The latest analysis report from the US Cybersecurity and Infrastructure Security Agency (CISA) has highlighted some of the common attack vectors used in cyberattacks against various organisations cloud services and techniques to defend against them.
The report states that “threat actors are using phishing and other vectors to exploit poor cyber hygiene practices within a victims’ cloud services configuration”. It goes on to explain: “These types of attacks frequently occurred when victim organisations’ employees worked remotely and used a mixture of corporate laptops and personal devices to access their respective cloud services. Despite the use of security tools, affected organisations typically had weak cyber hygiene practices that allowed threat actors to conduct successful attacks. The cyber threat actors involved in these attacks used a variety of tactics and techniques—including phishing, brute force login attempts, and possibly a “pass-the-cookie” attack—to attempt to exploit weaknesses in the victim organisations’ cloud security practices.”
CISA recommended a number of steps for organisations to strengthen their cloud security practices. This included implementing conditional access (CA) policies based upon your organisation’s needs; establish a baseline for normal network activity within your environment; routinely review both Active Directory sign-in logs and unified audit logs for anomalous activity; enforce MFA; routinely review user-created email forwarding rules and alerts, or restrict forwarding; have a mitigation plan or procedures in place; understand when, how, and why to reset passwords and to revoke session tokens; and follow recommend guidance on securing privileged access.
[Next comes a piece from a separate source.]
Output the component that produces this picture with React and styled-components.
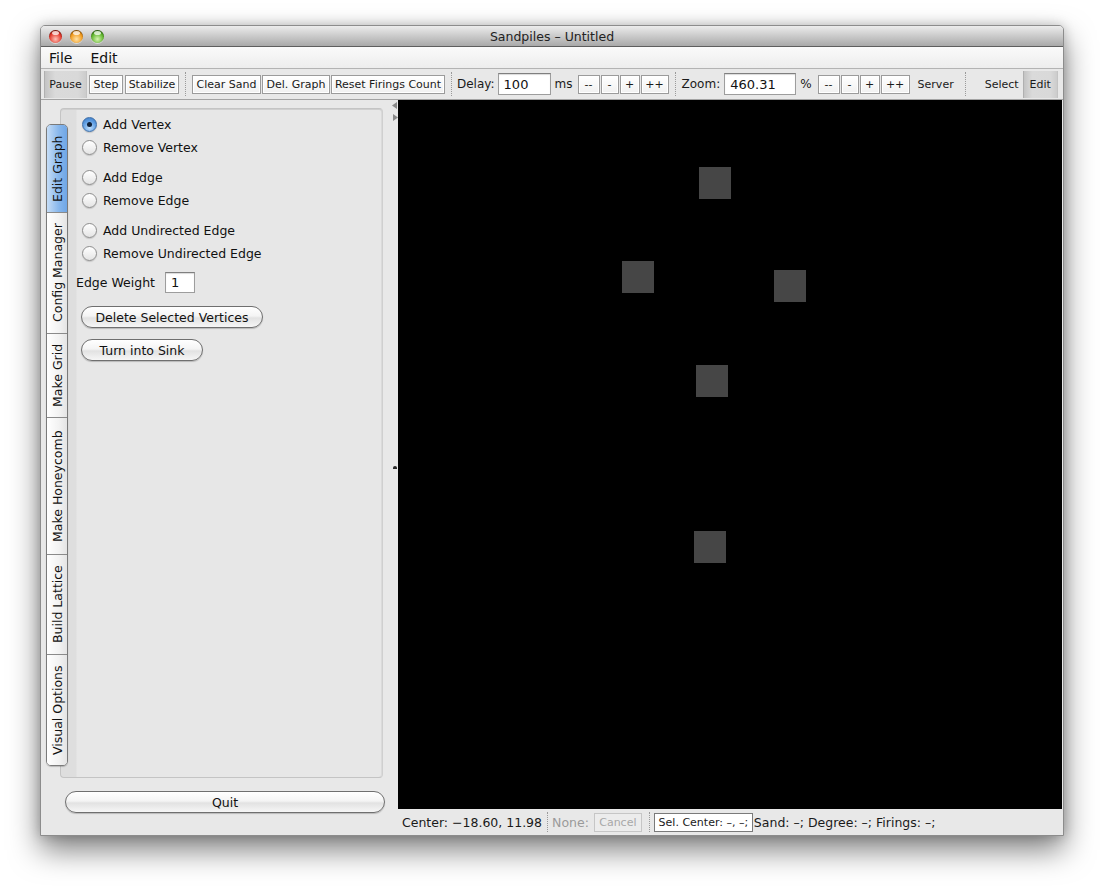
import React from "react";
import styled, { createGlobalStyle } from "styled-components";

const GlobalStyle = createGlobalStyle`
  html, body { margin: 0; padding: 0; background: #fff; }
  body { font-family: "DejaVu Sans", Verdana, sans-serif; color: #111; }
  * { box-sizing: border-box; }
`;

const Page = styled.div`
  width: 1104px;
  height: 892px;
  padding: 25px 0 0 40px;
`;

const Window = styled.div`
  width: 1024px;
  height: 811px;
  display: flex;
  flex-direction: column;
  background: #e8e8e8;
  border: 1px solid #8c8c8c;
  border-radius: 5px 5px 0 0;
  box-shadow: 0 14px 30px rgba(0, 0, 0, 0.5), 0 0 12px rgba(0, 0, 0, 0.2);
  overflow: hidden;
`;

const TitleBar = styled.div`
  height: 21px;
  flex: none;
  display: grid;
  grid-template-columns: 1fr auto 1fr;
  align-items: center;
  background: linear-gradient(#ececec, #a9a9a9);
  border-bottom: 1px solid #5e5e5e;
  font-size: 12.5px;
  color: #222;
`;

const Lights = styled.div`
  display: flex;
  gap: 8px;
  padding-left: 8px;
`;

const lightColors = {
  red: ["#ffc2b8", "#e3392c", "#8e1208"],
  orange: ["#ffe2a6", "#f19a1c", "#9a5200"],
  green: ["#d6f5b0", "#5fb52c", "#2a6a0c"],
};

const Light = styled.span`
  width: 13px;
  height: 13px;
  border-radius: 50%;
  background: ${(p) => {
    const c = lightColors[p.$c];
    return `radial-gradient(circle at 50% 70%, ${c[0]} 0%, ${c[1]} 55%, ${c[2]} 100%)`;
  }};
  box-shadow: inset 0 1px 1px rgba(0, 0, 0, 0.4), 0 1px 0 rgba(255, 255, 255, 0.5);
  position: relative;
  &::after {
    content: "";
    position: absolute;
    left: 3px;
    top: 1px;
    width: 7px;
    height: 4px;
    border-radius: 50%;
    background: rgba(255, 255, 255, 0.75);
  }
`;

const MenuBar = styled.div`
  height: 22px;
  flex: none;
  display: flex;
  align-items: center;
  padding-left: 8px;
  gap: 18px;
  background: linear-gradient(#fafafa, #ededed);
  border-bottom: 1px solid #b3b3b3;
  font-size: 14px;
`;

const Toolbar = styled.div`
  height: 31px;
  flex: none;
  display: flex;
  align-items: center;
  padding-left: 3px;
  background: #e8e8e8;
  border-bottom: 1px solid #a3a3a3;
  font-size: 11px;
  & > * { flex-shrink: 0; }
`;

const Group = styled.div`
  display: flex;
  align-items: center;
  gap: ${(p) => p.$gap ?? 2}px;
  margin-left: ${(p) => p.$ml ?? 0}px;
  & > * { flex-shrink: 0; }
`;

const TButton = styled.button`
  height: 19px;
  width: ${(p) => p.$w}px;
  padding: 0;
  font-family: inherit;
  font-size: 11px;
  color: #1a1a1a;
  background: linear-gradient(#ffffff, #f1f1f1);
  border: 1px solid #9b9b9b;
  box-shadow: inset 0 0 0 1px #fff;
  white-space: nowrap;
`;

const Pressed = styled.button`
  height: 27px;
  width: ${(p) => p.$w}px;
  padding: 0;
  font-family: inherit;
  font-size: 11px;
  color: #1a1a1a;
  background: linear-gradient(to right, #c4c4c4, #dadada 25%, #d9d9d9 80%, #cccccc);
  border: none;
  border-left: 1px solid #b0b0b0;
  border-right: 1px solid #c4c4c4;
`;

const Sep = styled.div`
  width: 0;
  height: 24px;
  flex-shrink: 0;
  border-left: 1px dotted #9a9a9a;
  margin: 0 ${(p) => p.$r ?? 6}px 0 ${(p) => p.$l ?? 6}px;
`;

const Label = styled.span`
  font-size: ${(p) => p.$size ?? 12}px;
  color: ${(p) => (p.$muted ? "#9a9a9a" : "#1a1a1a")};
  margin: 0 ${(p) => p.$r ?? 0}px 0 ${(p) => p.$l ?? 0}px;
  white-space: nowrap;
`;

const Field = styled.input`
  width: ${(p) => p.$w}px;
  height: ${(p) => p.$h ?? 22}px;
  margin-left: ${(p) => p.$ml ?? 0}px;
  font-family: inherit;
  font-size: 13px;
  padding: 0 0 0 ${(p) => p.$pad ?? 5}px;
  border: 1px solid #9d9d9d;
  border-top-color: #7f7f7f;
  background: #fff;
  box-shadow: inset 0 1px 1px rgba(0, 0, 0, 0.15);
  color: #111;
`;

const Body = styled.div`
  flex: 1;
  display: flex;
  min-height: 0;
`;

const LeftPanel = styled.div`
  width: 351px;
  flex: none;
  display: flex;
  flex-direction: column;
`;

const TabPane = styled.div`
  display: flex;
  padding: 8px 0 0 5px;
  height: 678px;
`;

const TabStrip = styled.div`
  width: 22px;
  margin: 16px -8px 0 0;
  position: relative;
  z-index: 1;
  display: flex;
  flex-direction: column;
  align-self: flex-start;
  border: 1px solid #7a7a7a;
  border-radius: 5px;
  overflow: hidden;
  box-shadow: 0 1px 1px rgba(0, 0, 0, 0.2);
`;

const Tab = styled.div`
  height: ${(p) => p.$h}px;
  display: flex;
  align-items: center;
  justify-content: center;
  writing-mode: vertical-rl;
  transform: rotate(180deg);
  font-size: 12.5px;
  color: #111;
  background: ${(p) =>
    p.$active
      ? "linear-gradient(to left, #c6ddf6, #86b6ec 60%, #6fa6e6)"
      : "linear-gradient(to left, #ffffff, #f2f2f2 60%, #e4e4e4)"};
  border-bottom: 1px solid #8a8a8a;
  &:first-child { border-bottom: none; }
`;

const TabContent = styled.div`
  width: 323px;
  height: 670px;
  border: 1px solid #c4c4c4;
  border-right-color: #cfcfcf;
  border-radius: 4px;
  background: linear-gradient(to right, #dedede 0, #dedede 15px, #e7e7e7 16px);
  box-shadow: inset 0 1px 0 #cfcfcf, inset -1px 0 0 #dadada;
  padding: 4px 0 0 15px;
  display: flex;
  flex-direction: column;
`;

const RadioGroup = styled.div`
  display: flex;
  flex-direction: column;
  margin: 0 0 7px 6px;
`;

const RadioRow = styled.label`
  height: 23px;
  display: flex;
  align-items: center;
  gap: 6px;
  font-size: 12.5px;
`;

const Radio = styled.span`
  width: 15px;
  height: 15px;
  border-radius: 50%;
  flex: none;
  display: flex;
  align-items: center;
  justify-content: center;
  border: 1px solid ${(p) => (p.$on ? "#3d6ea8" : "#8d8d8d")};
  background: ${(p) =>
    p.$on
      ? "radial-gradient(circle at 50% 75%, #bfe0ff, #5a9ae0 60%, #3c77c0)"
      : "linear-gradient(#ffffff, #e4e4e4)"};
  box-shadow: 0 1px 1px rgba(0, 0, 0, 0.15);
  &::after {
    content: "";
    width: 5px;
    height: 5px;
    border-radius: 50%;
    background: #10223a;
    display: ${(p) => (p.$on ? "block" : "none")};
  }
`;

const WeightRow = styled.div`
  display: flex;
  align-items: center;
  gap: 10px;
  font-size: 12.5px;
  margin: 0 0 13px 0;
`;

const PillButton = styled.button`
  width: ${(p) => p.$w}px;
  height: 22px;
  margin: 0 0 ${(p) => p.$mb ?? 0}px ${(p) => p.$ml ?? 5}px;
  padding: 0;
  font-family: inherit;
  font-size: 12.5px;
  color: #111;
  border: 1px solid #6f6f6f;
  border-radius: 11px;
  background: linear-gradient(#ffffff 0%, #f4f4f4 45%, #e2e2e2 55%, #f6f6f6 100%);
  box-shadow: 0 1px 1px rgba(0, 0, 0, 0.2);
`;

const QuitRow = styled.div`
  padding: 13px 0 0 24px;
`;

const Splitter = styled.div`
  width: 6px;
  flex: none;
  display: flex;
  flex-direction: column;
  align-items: center;
  padding-top: 2px;
  gap: 5px;
`;

const Grip = styled.div`
  margin-top: 340px;
  width: 4px;
  height: 3px;
  border-radius: 2px 2px 0 0;
  background: #2a2a2a;
`;

const RightColumn = styled.div`
  flex: 1;
  display: flex;
  flex-direction: column;
`;

const Canvas = styled.div`
  flex: 1;
  position: relative;
  background: #000;
  margin-right: 1px;
`;

const Node = styled.div`
  position: absolute;
  width: 32px;
  height: 32px;
  background: #464646;
`;

const StatusBar = styled.div`
  height: 26px;
  flex: none;
  display: flex;
  align-items: center;
  padding-left: 4px;
  font-size: 12.5px;
  & > * { flex-shrink: 0; }
`;

const SmallButton = styled.button`
  height: 19px;
  width: ${(p) => p.$w}px;
  padding: 0;
  font-family: inherit;
  font-size: 11px;
  color: ${(p) => (p.$disabled ? "#a8a8a8" : "#1a1a1a")};
  background: ${(p) => (p.$disabled ? "#ececec" : "#fff")};
  border: 1px solid ${(p) => (p.$disabled ? "#c6c6c6" : "#7a7a7a")};
  white-space: nowrap;
`;

const Arrow = ({ dir }) => (
  <svg width="6" height="7" viewBox="0 0 6 7">
    {dir === "left" ? (
      <polygon points="5,0 5,7 0,3.5" fill="#8a8a8a" />
    ) : (
      <polygon points="1,0 1,7 6,3.5" fill="#8a8a8a" />
    )}
  </svg>
);

const nodes = [
  [301, 67],
  [224, 161],
  [376, 170],
  [298, 265],
  [296, 431],
];

const tabs = [
  ["Edit Graph", 87, true],
  ["Config Manager", 121],
  ["Make Grid", 84],
  ["Make Honeycomb", 137],
  ["Build Lattice", 100],
  ["Visual Options", 111],
];

const radioGroups = [
  [["Add Vertex", true], ["Remove Vertex"]],
  [["Add Edge"], ["Remove Edge"]],
  [["Add Undirected Edge"], ["Remove Undirected Edge"]],
];

export default function App() {
  return (
    <Page>
      <GlobalStyle />
      <Window>
        <TitleBar>
          <Lights>
            <Light $c="red" />
            <Light $c="orange" />
            <Light $c="green" />
          </Lights>
          <span>Sandpiles – Untitled</span>
          <span />
        </TitleBar>
        <MenuBar>
          <span>File</span>
          <span>Edit</span>
        </MenuBar>
        <Toolbar>
          <Pressed $w={43}>Pause</Pressed>
          <Group $ml={2} $gap={2}>
            <TButton $w={34}>Step</TButton>
            <TButton $w={54}>Stabilize</TButton>
          </Group>
          <Sep $l={6} $r={6} />
          <Group $gap={1}>
            <TButton $w={69}>Clear Sand</TButton>
            <TButton $w={68}>Del. Graph</TButton>
            <TButton $w={114}>Reset Firings Count</TButton>
          </Group>
          <Sep $l={6} $r={5} />
          <Label>Delay:</Label>
          <Field $w={53} $ml={3} defaultValue="100" />
          <Label $l={4} $r={5}>ms</Label>
          <Group $gap={1}>
            <TButton $w={22}>--</TButton>
            <TButton $w={18}>-</TButton>
            <TButton $w={20}>+</TButton>
            <TButton $w={28}>++</TButton>
          </Group>
          <Sep $l={6} $r={6} />
          <Label>Zoom:</Label>
          <Field $w={72} $ml={4} defaultValue="460.31" />
          <Label $l={4} $r={6}>%</Label>
          <Group $gap={1}>
            <TButton $w={22}>--</TButton>
            <TButton $w={18}>-</TButton>
            <TButton $w={20}>+</TButton>
            <TButton $w={29}>++</TButton>
          </Group>
          <Label $size={11} $l={8}>Server</Label>
          <Sep $l={11} $r={19} />
          <Label $size={11} $r={4}>Select</Label>
          <Pressed $w={35}>Edit</Pressed>
        </Toolbar>
        <Body>
          <LeftPanel>
            <TabPane>
              <TabStrip>
                {tabs.map(([t, h, a]) => (
                  <Tab key={t} $h={h} $active={a}>
                    {t}
                  </Tab>
                ))}
              </TabStrip>
              <TabContent>
                {radioGroups.map((g, i) => (
                  <RadioGroup key={i}>
                    {g.map(([t, on]) => (
                      <RadioRow key={t}>
                        <Radio $on={on} />
                        {t}
                      </RadioRow>
                    ))}
                  </RadioGroup>
                ))}
                <WeightRow>
                  <span>Edge Weight</span>
                  <Field $w={30} $h={21} $pad={5} defaultValue="1" />
                </WeightRow>
                <PillButton $w={182} $mb={11}>Delete Selected Vertices</PillButton>
                <PillButton $w={122}>Turn into Sink</PillButton>
              </TabContent>
            </TabPane>
            <QuitRow>
              <PillButton $w={320} $ml={0}>Quit</PillButton>
            </QuitRow>
          </LeftPanel>
          <Splitter>
            <Arrow dir="left" />
            <Arrow dir="right" />
            <Grip />
          </Splitter>
          <RightColumn>
            <Canvas>
              {nodes.map(([x, y], i) => (
                <Node key={i} style={{ left: x, top: y }} />
              ))}
            </Canvas>
            <StatusBar>
              <Label $size={12.5}>Center: −18.60, 11.98</Label>
              <Sep $l={5} $r={4} style={{ height: 20 }} />
              <Label $size={12.5} $muted $r={5}>None:</Label>
              <SmallButton $w={48} $disabled>Cancel</SmallButton>
              <Sep $l={7} $r={4} style={{ height: 20 }} />
              <SmallButton $w={99}>Sel. Center: –, –;</SmallButton>
              <Label $size={12.5} $l={1}>Sand: –; Degree: –; Firings: –;</Label>
            </StatusBar>
          </RightColumn>
        </Body>
      </Window>
    </Page>
  );
}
In addition to this, the agency suggests organisations should consider a policy that does not allow employees to use personal devices for work; resolve client site requests internal to your network; consider restricting users from forwarding emails to accounts outside of your domain; allow users to consent only to app integrations that have been pre-approved by an administrator; audit email rules with enforceable alerts via the Security and Compliance Centre or other tools that use the Graph API to warn administrators to abnormal activity; and implement MFA for all users, without exception.
It also recommends that conditional access should be understood and implemented with a zero-trust mindset; ensure user access logging is enabled and forward logs to a security information and event management appliance for aggregation and monitoring so as to not lose visibility on logs outside of logging periods. Organisations should also use a CA policy to block legacy authentication protocols; verify that all cloud-based virtual machine instances with a public IP do not have open Remote Desktop Protocol (RDP) ports and place any system with an open RDP port behind a firewall and require users to use a VPN to access it through the firewall.
There should also be a focus on awareness and training. Make employees aware of the threats such as phishing scams and how they are delivered. Additionally, provide users training on information security principles and techniques as well as overall emerging cybersecurity risks and vulnerabilities. Establish blame-free employee reporting and ensure that employees know who to contact when they see suspicious activity or when they believe they have been a victim of a cyberattack. This will ensure that the proper established mitigation strategy can be employed quickly and efficiently. Ensure existing built-in filtering and detection products, such as those for spam, phishing, malware and safe attachments and links are enabled.
Commenting on the report, Niamh Muldoon, Global Data Protection Officer at OneLogin stated: “Security culture and maintaining security consciousness with your entire organisation and/or end-users is critical not just for identifying and responding to security threats but following security processes. Access control processes of provisioning and de-provisioning are great examples that need conscious focus and attention to ensure only those that have a business requirement for access have access and their access is approved, reviewed and monitored per the access control principles of authentication, authorisation and assurance principles.”
“This is not a new threat,” added Christian Espinosa, Managing Director at Cerberus Sentinel. “Bypassing MFA via stolen (‘pass-the-cookie’) attacks is common. Cookies establish session persistence for web applications. When you are authenticated with a web application, MFA or not, the cookie is placed on your computer. The cookie contains the session ID and access tokens to the web application. This is so you don’t have to reauthenticate incessantly to the web application. This is an inherent flaw in the HTTP protocol and how web applications work. HTTP is a stateless protocol and relies on cookies to maintain state.
“We run into this vulnerability routinely during web application penetration tests,” Espinosa continued. “The way to mitigate the MFA pass-the-cookie vulnerability is with better cookie management and better user training. Specially, cookies should be set with a short lifespan and should be for a single session, so when the browser is closed, the cookie is voided. Users should be trained to logoff the web application and close their browser after they are done using the web application. Many users never logoff or close a browser – this increases risk. The bottom line is there is no single way to fix the pass-the-cookie problem, unless you force a user to reauthenticate more frequently for different web application functionality. This diminishes the user experience though.”